A lot of the energy of this piano phrase comes from its tonicizing in succession F major in first inversion, then root position, then D minor, then A minor, then F major in first inversion again and so on. This is brought to a halt by a very powerful V7-i cadence in A minor.

This kind of opening was later used by both Grieg and Rachmaninoff. Even the Piano Concerto No. 1 by Tchaikovsky has an opening that echoes a bit the same idea: that the individual, represented by the piano, is no longer an equal partner with the orchestra, but may even dominate it. In the Schumann, Grieg and Rachmaninoff concerti, after a sonorous downbeat by the orchestra, the piano immediately leaps in and commandeers the movement. Even in the Tchaikovsky, while giving the theme to the orchestra, the piano accompanies them with such huge, resounding chords that it sounds easily as powerful as the orchestra itself. And in short order, the piano takes the dominant role.

So Schumann was not only first out of the gate with a Romantic piano concerto, he also hit upon some characteristic strategies that other composers would make use of. Apart from the commanding opening given to the piano, the other important innovation used by Schumann is the thematic transformation of the opening theme, given first to the oboe:


Then to the piano:


This whole statement is actually a 16-measure period with the oboe ending with a half-cadence and the piano with a perfect authentic cadence. This theme appears in different guises. In the piano in C:


A very abbreviated version in the Clarinet (in A):


And so on. The idea of using transformations of a single theme to unite a movement or a whole piece while not unprecedented (think of the Bach Art of Fugue) was rather an innovation used in this way and in this genre. It would be taken up by a host of later 19th century composers, very much including Franz Liszt.
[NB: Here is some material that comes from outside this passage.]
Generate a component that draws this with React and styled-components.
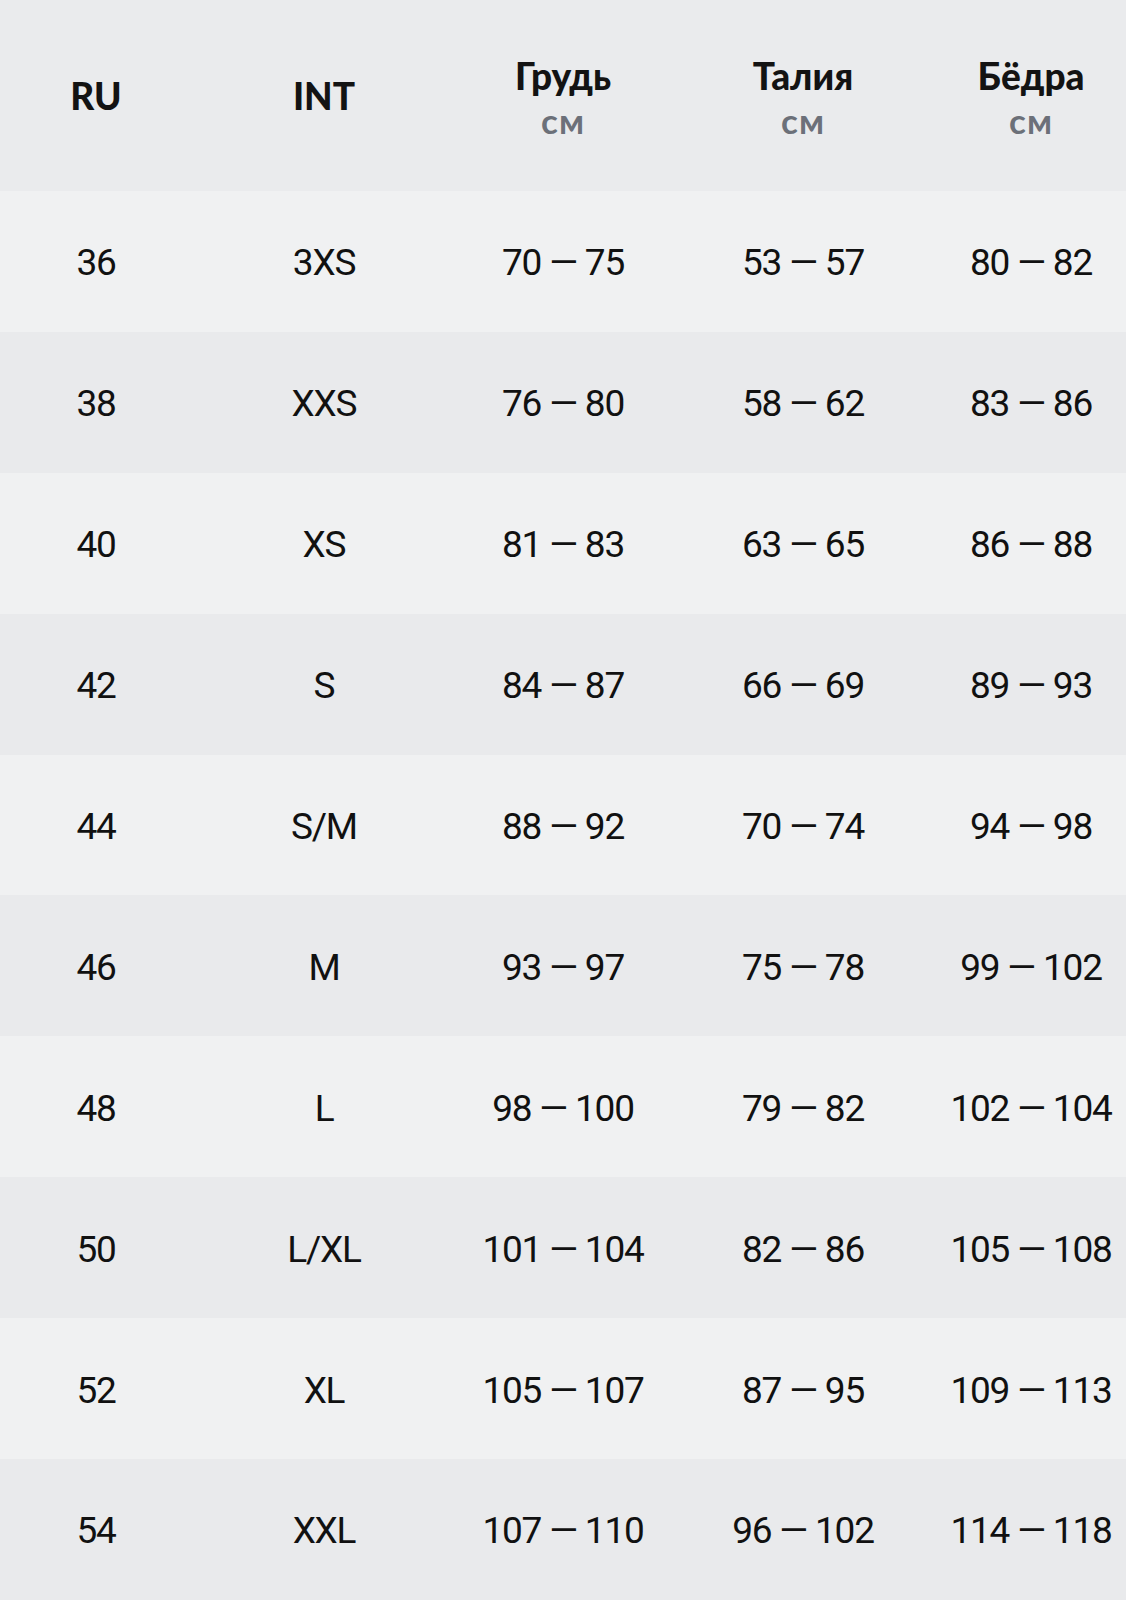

Now let's listen to a performance. The attractive soloist, Khatia Buniatishvili, in her very striking dress, wasn't the only reason I chose this version. It is a particularly crisp clip both for visual and audio. Here she is with the Frankfurt Radio Symphony Orchestra conducted by Paavo Järvi:


6 comments:

Rickard Dahl said...

Great analysis. And a great concerto to listen to. I also don't like virtuosity for virtuosity's sake. Doesn't matter how hard or easy something is as long as it sounds good. I don't agree with that Chopin's concertos are primarily displays of virtuosity. Or at least I never thought about them that way.

Anyways, I've been listening to Mendelssohn's Concertos this week and I think there are some excellent ones outside of the Violin Concerto, for instance the Double Concerto for Violin, Piano and Strings (the later one): https://www.youtube.com/watch?v=seEA50S2Zp8 or his Piano Concerto No. 3 (which he didn't finish, sadly): https://www.youtube.com/watch?v=ql99ngpV89s

Bryan Townsend said...

Thanks, Rickard. The Schumann is a lovely piece, isn't it? I suppose for me the Chopin concertos have always been very overshadowed by his mature solo piano music. I am, of course, going to do the Mendelssohn Violin Concerto next, but I appreciate your alerting me to other of his concertos. Mendelssohn is not a composer I know very well.

Marc Puckett said...

I have been listening to the Schumann performed by Andreas Staier (Herreweghe/Orchestre des Champs-Elysées) and Martin Stadtfeld (Elder/Hallé Orchestra) too often in the last couple of weeks, so looked his Concerto up here: this is very nice, too. Are 'crispness' and 'clarity' more or less the same characteristic or are critics getting at different things?

And then I went on to listen to Martha Argerich and Jan Lisiecki-- which latter performance caused me to drive off into thinking about child prodigies-- someone else had mentioned Augustin Hadelich the other day and of course I had never heard of him--... there may be a post in that subject for you.... Did search and read your post from July last year. It is such a commonplace, the pushy and driven parent pursuing the poor child to neuroses and worse, that it tends to be overlooked, perhaps, that, as you wrote, a child, however naturally talented, needs parents and teachers to assist the cultivation/education in appropriate ways.

Bryan Townsend said...

All I can speak to is how I use the words "crispness" and "clarity" when talking about music. For me, "crisp" always describes the rhythmic aspect. It is a positive virtue meaning that the rhythms are well-articulated, incisive and compelling. It is the opposite of dull, sodden, lagging and drooping! "Clarity" on the other hand usually refers to the texture. It means that you can hear and distinguish the different voices easily. A similar term would be referring to a "transparent" texture. Mozart and Bach are known for the clarity of their writing. The opposite would be a thick or opaque texture where what you hear is a great lump of sound. The ideal examples of this might be Wagner and Bruckner. But I feel I should offer a caveat. It is characteristic of Romantic music that it have a full, rich sound and the fuller and richer you make it, the more difficult it is to have a clear, transparent texture. But that wasn't their goal anyway.

Marc Puckett said...

Ah; thanks! But you don't want to say that the Romantics forgot that clarity is a virtue, perhaps? they had other priorities in their composing, I suppose.

Bryan Townsend said...

I've been accused of being a "classicist" to which I reply, "guilty!" But yes, the Romantics had other qualities they wanted to emphasize: rich, resonant and all-embracing warmth.